* Source material
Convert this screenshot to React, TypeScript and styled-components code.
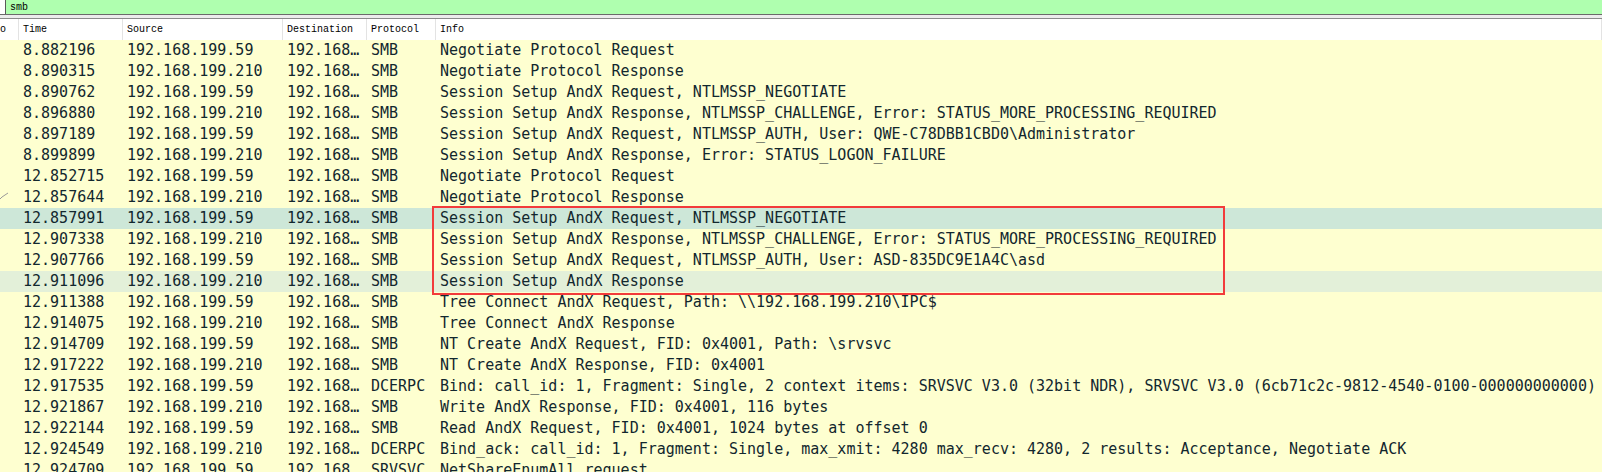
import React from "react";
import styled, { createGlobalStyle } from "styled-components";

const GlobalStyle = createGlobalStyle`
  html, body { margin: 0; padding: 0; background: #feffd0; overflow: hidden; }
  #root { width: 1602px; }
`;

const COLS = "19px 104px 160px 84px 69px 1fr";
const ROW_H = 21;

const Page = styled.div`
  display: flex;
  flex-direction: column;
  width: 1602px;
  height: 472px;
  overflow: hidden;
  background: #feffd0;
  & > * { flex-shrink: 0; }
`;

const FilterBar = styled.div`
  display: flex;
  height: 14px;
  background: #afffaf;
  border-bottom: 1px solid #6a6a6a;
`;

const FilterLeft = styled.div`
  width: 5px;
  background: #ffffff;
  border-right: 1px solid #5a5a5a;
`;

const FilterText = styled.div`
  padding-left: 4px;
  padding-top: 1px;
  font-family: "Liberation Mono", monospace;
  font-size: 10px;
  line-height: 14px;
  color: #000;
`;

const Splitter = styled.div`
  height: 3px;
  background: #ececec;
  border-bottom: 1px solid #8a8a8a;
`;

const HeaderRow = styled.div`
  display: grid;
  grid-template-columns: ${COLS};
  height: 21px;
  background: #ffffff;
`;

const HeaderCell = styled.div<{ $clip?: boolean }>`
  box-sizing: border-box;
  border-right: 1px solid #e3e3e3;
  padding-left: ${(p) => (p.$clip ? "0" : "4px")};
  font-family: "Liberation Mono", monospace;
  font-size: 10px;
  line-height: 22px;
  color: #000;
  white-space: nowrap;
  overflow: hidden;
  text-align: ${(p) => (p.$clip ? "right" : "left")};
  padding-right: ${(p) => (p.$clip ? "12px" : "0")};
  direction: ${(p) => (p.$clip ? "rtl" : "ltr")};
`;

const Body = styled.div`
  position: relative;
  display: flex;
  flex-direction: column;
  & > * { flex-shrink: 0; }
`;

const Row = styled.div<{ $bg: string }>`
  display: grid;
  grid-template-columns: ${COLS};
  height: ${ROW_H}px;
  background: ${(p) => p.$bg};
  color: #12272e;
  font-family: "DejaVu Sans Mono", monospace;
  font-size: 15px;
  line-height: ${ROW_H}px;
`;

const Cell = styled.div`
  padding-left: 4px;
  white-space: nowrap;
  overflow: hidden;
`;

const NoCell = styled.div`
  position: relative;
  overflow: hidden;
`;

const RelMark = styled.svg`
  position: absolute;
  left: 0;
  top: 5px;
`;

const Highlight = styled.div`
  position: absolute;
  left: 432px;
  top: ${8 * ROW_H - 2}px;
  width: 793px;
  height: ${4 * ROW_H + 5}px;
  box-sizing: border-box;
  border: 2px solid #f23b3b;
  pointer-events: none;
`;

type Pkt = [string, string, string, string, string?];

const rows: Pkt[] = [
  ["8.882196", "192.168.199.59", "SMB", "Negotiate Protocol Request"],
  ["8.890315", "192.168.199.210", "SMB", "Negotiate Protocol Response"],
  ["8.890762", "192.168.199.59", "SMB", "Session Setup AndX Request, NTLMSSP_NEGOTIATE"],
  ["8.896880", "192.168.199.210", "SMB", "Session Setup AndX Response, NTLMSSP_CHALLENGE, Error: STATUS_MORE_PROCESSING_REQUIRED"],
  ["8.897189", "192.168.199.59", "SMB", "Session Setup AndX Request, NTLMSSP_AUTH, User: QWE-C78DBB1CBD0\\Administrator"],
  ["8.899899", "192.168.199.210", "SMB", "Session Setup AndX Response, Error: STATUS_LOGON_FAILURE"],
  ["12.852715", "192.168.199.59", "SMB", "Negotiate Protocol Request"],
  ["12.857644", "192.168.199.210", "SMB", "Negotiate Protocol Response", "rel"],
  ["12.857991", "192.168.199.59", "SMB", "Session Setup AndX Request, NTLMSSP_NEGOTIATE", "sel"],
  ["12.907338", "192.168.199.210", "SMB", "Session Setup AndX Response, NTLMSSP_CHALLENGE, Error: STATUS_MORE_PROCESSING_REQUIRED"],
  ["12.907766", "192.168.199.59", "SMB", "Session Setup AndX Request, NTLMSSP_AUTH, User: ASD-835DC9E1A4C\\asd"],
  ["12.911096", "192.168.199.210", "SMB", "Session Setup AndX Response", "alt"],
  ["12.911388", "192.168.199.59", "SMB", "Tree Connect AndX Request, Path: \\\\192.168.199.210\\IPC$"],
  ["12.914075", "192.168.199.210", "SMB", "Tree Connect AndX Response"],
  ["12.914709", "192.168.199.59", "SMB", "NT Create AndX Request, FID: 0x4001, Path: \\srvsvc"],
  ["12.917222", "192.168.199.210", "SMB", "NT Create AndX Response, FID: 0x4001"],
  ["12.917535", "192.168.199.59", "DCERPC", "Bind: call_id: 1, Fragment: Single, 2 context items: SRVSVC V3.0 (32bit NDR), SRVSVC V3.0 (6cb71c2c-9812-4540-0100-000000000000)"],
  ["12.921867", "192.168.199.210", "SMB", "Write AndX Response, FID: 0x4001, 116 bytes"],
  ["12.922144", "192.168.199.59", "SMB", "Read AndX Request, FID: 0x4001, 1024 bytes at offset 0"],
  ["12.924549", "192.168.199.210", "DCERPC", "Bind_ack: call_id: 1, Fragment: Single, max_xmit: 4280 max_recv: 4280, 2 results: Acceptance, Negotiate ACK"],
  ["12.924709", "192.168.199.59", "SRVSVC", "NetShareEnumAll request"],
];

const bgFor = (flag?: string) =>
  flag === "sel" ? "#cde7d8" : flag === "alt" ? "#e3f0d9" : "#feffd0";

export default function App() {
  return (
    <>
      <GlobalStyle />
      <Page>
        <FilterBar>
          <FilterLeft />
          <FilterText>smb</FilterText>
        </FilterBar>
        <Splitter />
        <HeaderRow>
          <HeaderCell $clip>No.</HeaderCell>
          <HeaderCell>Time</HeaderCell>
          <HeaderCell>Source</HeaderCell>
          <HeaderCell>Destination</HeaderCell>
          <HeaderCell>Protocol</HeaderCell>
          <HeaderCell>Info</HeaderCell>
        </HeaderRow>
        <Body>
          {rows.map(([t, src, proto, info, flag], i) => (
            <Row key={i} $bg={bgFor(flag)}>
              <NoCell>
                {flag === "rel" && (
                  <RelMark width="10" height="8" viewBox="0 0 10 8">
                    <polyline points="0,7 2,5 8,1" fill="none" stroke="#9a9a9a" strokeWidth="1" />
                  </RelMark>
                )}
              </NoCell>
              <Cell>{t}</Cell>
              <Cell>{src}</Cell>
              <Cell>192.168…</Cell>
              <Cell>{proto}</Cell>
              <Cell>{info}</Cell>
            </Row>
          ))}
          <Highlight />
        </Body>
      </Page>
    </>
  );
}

* What is being asked
Give the material again exactly as it is, but keep the pictures out.

* Exercise response
Convert this screenshot to React, TypeScript and styled-components code.
import React from "react";
import styled, { createGlobalStyle } from "styled-components";

const GlobalStyle = createGlobalStyle`
  html, body { margin: 0; padding: 0; background: #feffd0; overflow: hidden; }
  #root { width: 1602px; }
`;

const COLS = "19px 104px 160px 84px 69px 1fr";
const ROW_H = 21;

const Page = styled.div`
  display: flex;
  flex-direction: column;
  width: 1602px;
  height: 472px;
  overflow: hidden;
  background: #feffd0;
  & > * { flex-shrink: 0; }
`;

const FilterBar = styled.div`
  display: flex;
  height: 14px;
  background: #afffaf;
  border-bottom: 1px solid #6a6a6a;
`;

const FilterLeft = styled.div`
  width: 5px;
  background: #ffffff;
  border-right: 1px solid #5a5a5a;
`;

const FilterText = styled.div`
  padding-left: 4px;
  padding-top: 1px;
  font-family: "Liberation Mono", monospace;
  font-size: 10px;
  line-height: 14px;
  color: #000;
`;

const Splitter = styled.div`
  height: 3px;
  background: #ececec;
  border-bottom: 1px solid #8a8a8a;
`;

const HeaderRow = styled.div`
  display: grid;
  grid-template-columns: ${COLS};
  height: 21px;
  background: #ffffff;
`;

const HeaderCell = styled.div<{ $clip?: boolean }>`
  box-sizing: border-box;
  border-right: 1px solid #e3e3e3;
  padding-left: ${(p) => (p.$clip ? "0" : "4px")};
  font-family: "Liberation Mono", monospace;
  font-size: 10px;
  line-height: 22px;
  color: #000;
  white-space: nowrap;
  overflow: hidden;
  text-align: ${(p) => (p.$clip ? "right" : "left")};
  padding-right: ${(p) => (p.$clip ? "12px" : "0")};
  direction: ${(p) => (p.$clip ? "rtl" : "ltr")};
`;

const Body = styled.div`
  position: relative;
  display: flex;
  flex-direction: column;
  & > * { flex-shrink: 0; }
`;

const Row = styled.div<{ $bg: string }>`
  display: grid;
  grid-template-columns: ${COLS};
  height: ${ROW_H}px;
  background: ${(p) => p.$bg};
  color: #12272e;
  font-family: "DejaVu Sans Mono", monospace;
  font-size: 15px;
  line-height: ${ROW_H}px;
`;

const Cell = styled.div`
  padding-left: 4px;
  white-space: nowrap;
  overflow: hidden;
`;

const NoCell = styled.div`
  position: relative;
  overflow: hidden;
`;

const RelMark = styled.svg`
  position: absolute;
  left: 0;
  top: 5px;
`;

const Highlight = styled.div`
  position: absolute;
  left: 432px;
  top: ${8 * ROW_H - 2}px;
  width: 793px;
  height: ${4 * ROW_H + 5}px;
  box-sizing: border-box;
  border: 2px solid #f23b3b;
  pointer-events: none;
`;

type Pkt = [string, string, string, string, string?];

const rows: Pkt[] = [
  ["8.882196", "192.168.199.59", "SMB", "Negotiate Protocol Request"],
  ["8.890315", "192.168.199.210", "SMB", "Negotiate Protocol Response"],
  ["8.890762", "192.168.199.59", "SMB", "Session Setup AndX Request, NTLMSSP_NEGOTIATE"],
  ["8.896880", "192.168.199.210", "SMB", "Session Setup AndX Response, NTLMSSP_CHALLENGE, Error: STATUS_MORE_PROCESSING_REQUIRED"],
  ["8.897189", "192.168.199.59", "SMB", "Session Setup AndX Request, NTLMSSP_AUTH, User: QWE-C78DBB1CBD0\\Administrator"],
  ["8.899899", "192.168.199.210", "SMB", "Session Setup AndX Response, Error: STATUS_LOGON_FAILURE"],
  ["12.852715", "192.168.199.59", "SMB", "Negotiate Protocol Request"],
  ["12.857644", "192.168.199.210", "SMB", "Negotiate Protocol Response", "rel"],
  ["12.857991", "192.168.199.59", "SMB", "Session Setup AndX Request, NTLMSSP_NEGOTIATE", "sel"],
  ["12.907338", "192.168.199.210", "SMB", "Session Setup AndX Response, NTLMSSP_CHALLENGE, Error: STATUS_MORE_PROCESSING_REQUIRED"],
  ["12.907766", "192.168.199.59", "SMB", "Session Setup AndX Request, NTLMSSP_AUTH, User: ASD-835DC9E1A4C\\asd"],
  ["12.911096", "192.168.199.210", "SMB", "Session Setup AndX Response", "alt"],
  ["12.911388", "192.168.199.59", "SMB", "Tree Connect AndX Request, Path: \\\\192.168.199.210\\IPC$"],
  ["12.914075", "192.168.199.210", "SMB", "Tree Connect AndX Response"],
  ["12.914709", "192.168.199.59", "SMB", "NT Create AndX Request, FID: 0x4001, Path: \\srvsvc"],
  ["12.917222", "192.168.199.210", "SMB", "NT Create AndX Response, FID: 0x4001"],
  ["12.917535", "192.168.199.59", "DCERPC", "Bind: call_id: 1, Fragment: Single, 2 context items: SRVSVC V3.0 (32bit NDR), SRVSVC V3.0 (6cb71c2c-9812-4540-0100-000000000000)"],
  ["12.921867", "192.168.199.210", "SMB", "Write AndX Response, FID: 0x4001, 116 bytes"],
  ["12.922144", "192.168.199.59", "SMB", "Read AndX Request, FID: 0x4001, 1024 bytes at offset 0"],
  ["12.924549", "192.168.199.210", "DCERPC", "Bind_ack: call_id: 1, Fragment: Single, max_xmit: 4280 max_recv: 4280, 2 results: Acceptance, Negotiate ACK"],
  ["12.924709", "192.168.199.59", "SRVSVC", "NetShareEnumAll request"],
];

const bgFor = (flag?: string) =>
  flag === "sel" ? "#cde7d8" : flag === "alt" ? "#e3f0d9" : "#feffd0";

export default function App() {
  return (
    <>
      <GlobalStyle />
      <Page>
        <FilterBar>
          <FilterLeft />
          <FilterText>smb</FilterText>
        </FilterBar>
        <Splitter />
        <HeaderRow>
          <HeaderCell $clip>No.</HeaderCell>
          <HeaderCell>Time</HeaderCell>
          <HeaderCell>Source</HeaderCell>
          <HeaderCell>Destination</HeaderCell>
          <HeaderCell>Protocol</HeaderCell>
          <HeaderCell>Info</HeaderCell>
        </HeaderRow>
        <Body>
          {rows.map(([t, src, proto, info, flag], i) => (
            <Row key={i} $bg={bgFor(flag)}>
              <NoCell>
                {flag === "rel" && (
                  <RelMark width="10" height="8" viewBox="0 0 10 8">
                    <polyline points="0,7 2,5 8,1" fill="none" stroke="#9a9a9a" strokeWidth="1" />
                  </RelMark>
                )}
              </NoCell>
              <Cell>{t}</Cell>
              <Cell>{src}</Cell>
              <Cell>192.168…</Cell>
              <Cell>{proto}</Cell>
              <Cell>{info}</Cell>
            </Row>
          ))}
          <Highlight />
        </Body>
      </Page>
    </>
  );
}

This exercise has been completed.